Comment créer un environnement de travail stimulant grâce au numérique ? Quelles sont les bonnes pratiques à adopter pour déployer des tablettes en classe ?
Le vendredi 11 mars 2016, à l’occasion du salon Educatec-Educatice, Arnaud Lecuyer, professeur d’Histoire-Géographie et directeur des systèmes d’information du groupe scolaire La Salle de Lille, est revenu sur l’une des ambitions de son établissement : équiper chaque élève d’un iPad. Aujourd’hui, 6 ans après le début du projet, 1 500 tablettes ont déjà été déployées auprès des 2 500 élèves, dont le niveau va du primaire au BTS. Que retenir de cette expérience ? Arnaud Lecuyer met en avant cinq points essentiels.
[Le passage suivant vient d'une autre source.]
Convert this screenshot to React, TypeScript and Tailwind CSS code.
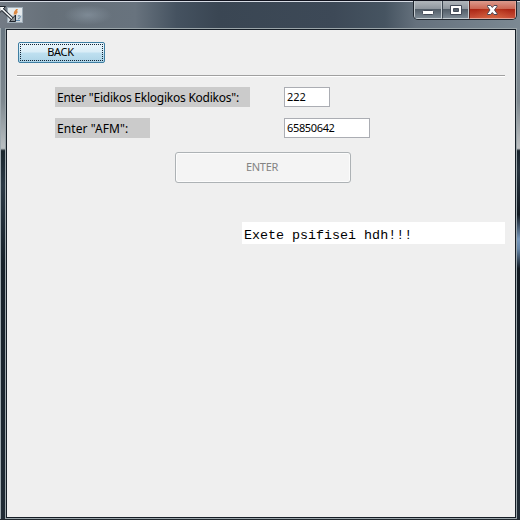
import React from "react";

const uiFont = "font-['Noto_Sans',sans-serif]";

function JavaIcon() {
  return (
    <svg className="absolute left-0 top-[-1px]" width="26" height="27" viewBox="0 0 26 27">
      <rect x="7.5" y="7.5" width="15" height="15" fill="#cfd8df" stroke="#9eacb7" />
      <rect x="8" y="8" width="14" height="7" fill="#e5eaed" />
      <path d="M17 9c0 2-3.500 2.500-2.500 5.500M17.500 11.500c-2 1-1.500 1.500-2 3" fill="none" stroke="#dc8a45" strokeWidth="1.8" />
      <path d="M18 16c3.500-1 3 2 0 3M16 20.500h4" fill="none" stroke="#6288a8" strokeWidth="1" />
      <path d="M2 9l10.500 10" stroke="#252b33" strokeWidth="3.4" />
      <path d="M-.5 6.500h6l-5.500 6z" fill="#f8fafb" stroke="#20262e" strokeWidth="1" />
      <path d="M15.500 15v6.500h-6z" fill="#8b9094" stroke="#20262e" strokeWidth="1" />
      <path d="M2 9l10 9.500" stroke="#f8fafb" strokeWidth="1.5" />
    </svg>
  );
}

function TitleBar() {
  return (
    <header className="relative flex h-7 shrink-0 justify-end border-t border-[#11131e] bg-[linear-gradient(90deg,#737b85_0%,#667079_10%,#68737e_26%,#455260_34%,#3a4653_42%,#3d4957_64%,#465461_74%,#65717d_80%,#7c8993_100%)]">
      <div className="absolute inset-x-0 top-0 h-px bg-[#d6dbe4]" />
      <div className="absolute left-16 top-1 h-5 w-12 bg-[radial-gradient(closest-side,#8996a2aa,transparent)]" />
      <JavaIcon />
      <div className="relative mr-[3px] flex h-[19px] w-[104px] overflow-hidden rounded-b-[5px] border border-t-0 border-[#20262f]">
        <button className="flex w-7 items-center justify-center border border-t-0 border-[#c4cbd0] bg-[linear-gradient(#b1b7bc_0%,#8d959d_47%,#535e69_50%,#7d8994_100%)]">
          <svg width="12" height="14" viewBox="0 0 12 14"><rect x=".5" y="7.5" width="11" height="4" rx="1" fill="#fff" stroke="#444b59" /></svg>
        </button>
        <button className="flex w-[27px] items-center justify-center border border-t-0 border-l-[#3c4651] border-r-[#c4cbd0] border-b-[#c4cbd0] bg-[linear-gradient(#b1b7bc_0%,#8d959d_47%,#535e69_50%,#7d8994_100%)]">
          <svg width="12" height="16" viewBox="0 0 12 16"><path fillRule="evenodd" d="M.5 3.5h11v9H.5zM3.500 6.500h5v3h-5z" fill="#fff" stroke="#444b59" /></svg>
        </button>
        <button className="flex w-[47px] items-center justify-center border border-t-0 border-[#e3a496] border-l-[#5d2019] bg-[radial-gradient(ellipse_at_bottom,#e7854c66,transparent_60%),linear-gradient(#dc9b8d_0%,#cb6653_46%,#ac2715_50%,#c9503a_100%)]">
          <svg width="13" height="16" viewBox="0 0 13 16"><path d="M1.500 3.5h3l1.800 2 1.700-2h3v1L8.500 8l2.500 3.500v1H8l-1.700-2-1.800 2h-3v-1L4 8 1.500 4.500z" fill="#fff" stroke="#4c4855" /></svg>
        </button>
      </div>
    </header>
  );
}

export default function App() {
  return (
    <div className="flex h-[520px] w-[520px] flex-col overflow-hidden bg-[#20272e]">
      <TitleBar />
      <div className="flex h-[491px]">
        <div className="w-[5px] shrink-0 border-l border-[#9faab0] bg-[linear-gradient(#697681_0%,#7e888f_15%,#bac0c3_24.5%,#1a262d_25%,#2b3945_32%,#17212a_48%,#202b35_100%)]" />
        <div className="w-[512px] shrink-0 border border-[#9ba5a9]">
          <main className={`h-full border border-[#151d26] bg-[#efefef] text-black ${uiFont}`}>
            <div className="flex h-[45px] pl-[11px] pt-3">
              <button className="h-[21px] w-[87px] rounded-[2px] border border-[#3f7ea2] bg-[linear-gradient(#eaf5fb_0%,#d9edf7_48%,#bfe0f0_52%,#add4e7_100%)] p-px">
                <span className="flex h-full items-center justify-center border border-dotted border-[#123] pb-[3px] pr-[2px] text-[11px] leading-none tracking-[-0.3px]">BACK</span>
              </button>
            </div>
            <div className="ml-[10px] h-[2px] w-[488px] border-t border-[#a0a0a0] bg-white" />
            <div className="mt-[10px] flex pl-12">
              <label className="h-5 w-[195px] whitespace-nowrap bg-[#cbcbcb] pl-[2px] text-[12px] leading-[22px] tracking-[-0.24px]">Enter "Eidikos Eklogikos Kodikos":</label>
              <div className="ml-[34px] h-5 w-[46px] border border-[#abadb3] bg-white pl-[2px] text-[11px] leading-[18px] tracking-[-0.1px]">222</div>
            </div>
            <div className="mt-[11px] flex pl-12">
              <label className="h-5 w-[95px] whitespace-nowrap bg-[#cbcbcb] pl-[2px] text-[12px] leading-[22px] tracking-[0.1px]">Enter "AFM":</label>
              <div className="ml-[134px] h-5 w-[86px] border border-[#abadb3] bg-white pl-[2px] text-[11px] leading-[18px] tracking-[-0.35px]">65850642</div>
            </div>
            <button disabled className="ml-[168px] mt-[14px] flex h-[31px] w-[176px] items-center justify-center rounded-[3px] border border-[#adb2b5] bg-[#f4f4f4] pb-[3px] pr-[2px] text-[11px] leading-none tracking-[-0.3px] text-[#838383] shadow-[inset_0_0_0_1px_#fcfcfc]">ENTER</button>
            <div className="ml-[235px] mt-[39px] h-[22px] w-[263px] whitespace-pre bg-white pl-[2px] font-['Liberation_Mono',monospace] text-[13.35px] leading-[28px]">Exete psifisei hdh!!!</div>
          </main>
        </div>
        <div className="w-[3px] shrink-0 bg-[linear-gradient(#7c8993_0%,#7e888f_15%,#bdc0c2_24.5%,#17212a_25%,#26323d_29%,#101820_38%,#7899bd_43%,#6686a8_45%,#101820_49%,#202b35_100%)]" />
      </div>
    </div>
  );
}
1/ BIen cerner les contours de son projet
Cela peut sembler une évidence mais, dans un groupe scolaire de plus de 2 000 élèves, un déploiement auquel on n’a pas suffisamment réfléchi en amont est nécessairement voué à l’échec, explique Arnaud Lecuyer.
En 2010, lorsque débute le projet, c’est une classe de 1ère sciences et technologies de la gestion (STG) qui est choisie comme pilote. L’échelle est alors modeste, avec une trentaine d’élèves et une dizaine de professeurs mobilisés.
Une fois le choix du matériel effectué, c’est sur les contenus qu’il a fallu se pencher, l’ensemble des manuels scolaires ayant été remplacés par les tablettes. Les professeurs impliqués dans ce projet pilote ont alors dû créer de nouveaux contenus… Ce qui a suscité une émulation entre eux et les a incités à échanger leurs bonnes pratiques :
« La tablette, c’est le partage. L’année de son arrivée a été ma meilleure année d’enseignant, je n’ai jamais autant échangé avec mes collègues ! »
L’année suivante, 9 classes ont été équipées et, la troisième année, la généralisation était en marche. Aujourd’hui, le groupe scolaire est équipé de 1 500 iPad pour 2 500 élèves. A ce stade, l’accompagnement par un intégrateur devient nécessaire… Mais pas question pour autant de se laisser dépasser par la technique, avertit Arnaud Lecuyer :
« Le couple pédagogie/technique doit être en harmonie. »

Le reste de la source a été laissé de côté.